## [DESCRIPTION OF THE TASK]
Set the data down again, exactly as it reads, but without the pictures.

## [PROVIDED MATERIAL]
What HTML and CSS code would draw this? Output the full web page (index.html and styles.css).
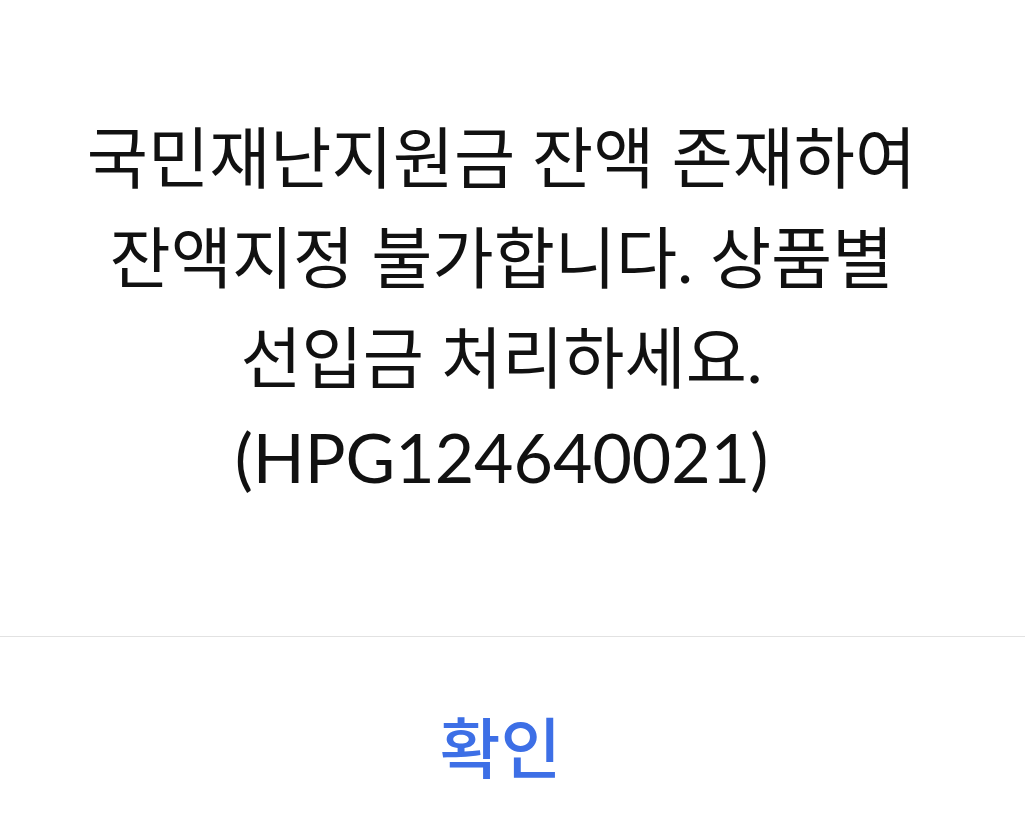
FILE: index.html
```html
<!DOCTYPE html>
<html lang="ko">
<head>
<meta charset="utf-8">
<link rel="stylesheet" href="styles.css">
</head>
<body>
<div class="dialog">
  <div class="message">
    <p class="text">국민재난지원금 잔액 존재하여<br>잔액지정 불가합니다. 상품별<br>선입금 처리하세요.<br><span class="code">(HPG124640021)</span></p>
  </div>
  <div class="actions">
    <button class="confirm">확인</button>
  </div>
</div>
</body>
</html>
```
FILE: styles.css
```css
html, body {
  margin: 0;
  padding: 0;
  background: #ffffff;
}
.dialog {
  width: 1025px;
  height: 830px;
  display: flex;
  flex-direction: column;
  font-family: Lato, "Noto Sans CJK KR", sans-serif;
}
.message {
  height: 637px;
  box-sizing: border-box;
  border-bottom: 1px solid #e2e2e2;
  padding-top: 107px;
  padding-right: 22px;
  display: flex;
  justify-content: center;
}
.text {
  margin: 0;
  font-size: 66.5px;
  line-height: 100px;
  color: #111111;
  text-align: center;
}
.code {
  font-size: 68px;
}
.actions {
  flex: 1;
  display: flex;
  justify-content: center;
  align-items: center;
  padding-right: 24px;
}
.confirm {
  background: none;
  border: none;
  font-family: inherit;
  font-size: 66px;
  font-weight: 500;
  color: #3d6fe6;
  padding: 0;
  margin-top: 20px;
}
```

## [WRITTEN RESPONSE]
What HTML and CSS code would draw this? Output the full web page (index.html and styles.css).
FILE: index.html
```html
<!DOCTYPE html>
<html lang="ko">
<head>
<meta charset="utf-8">
<link rel="stylesheet" href="styles.css">
</head>
<body>
<div class="dialog">
  <div class="message">
    <p class="text">국민재난지원금 잔액 존재하여<br>잔액지정 불가합니다. 상품별<br>선입금 처리하세요.<br><span class="code">(HPG124640021)</span></p>
  </div>
  <div class="actions">
    <button class="confirm">확인</button>
  </div>
</div>
</body>
</html>
```
FILE: styles.css
```css
html, body {
  margin: 0;
  padding: 0;
  background: #ffffff;
}
.dialog {
  width: 1025px;
  height: 830px;
  display: flex;
  flex-direction: column;
  font-family: Lato, "Noto Sans CJK KR", sans-serif;
}
.message {
  height: 637px;
  box-sizing: border-box;
  border-bottom: 1px solid #e2e2e2;
  padding-top: 107px;
  padding-right: 22px;
  display: flex;
  justify-content: center;
}
.text {
  margin: 0;
  font-size: 66.5px;
  line-height: 100px;
  color: #111111;
  text-align: center;
}
.code {
  font-size: 68px;
}
.actions {
  flex: 1;
  display: flex;
  justify-content: center;
  align-items: center;
  padding-right: 24px;
}
.confirm {
  background: none;
  border: none;
  font-family: inherit;
  font-size: 66px;
  font-weight: 500;
  color: #3d6fe6;
  padding: 0;
  margin-top: 20px;
}
```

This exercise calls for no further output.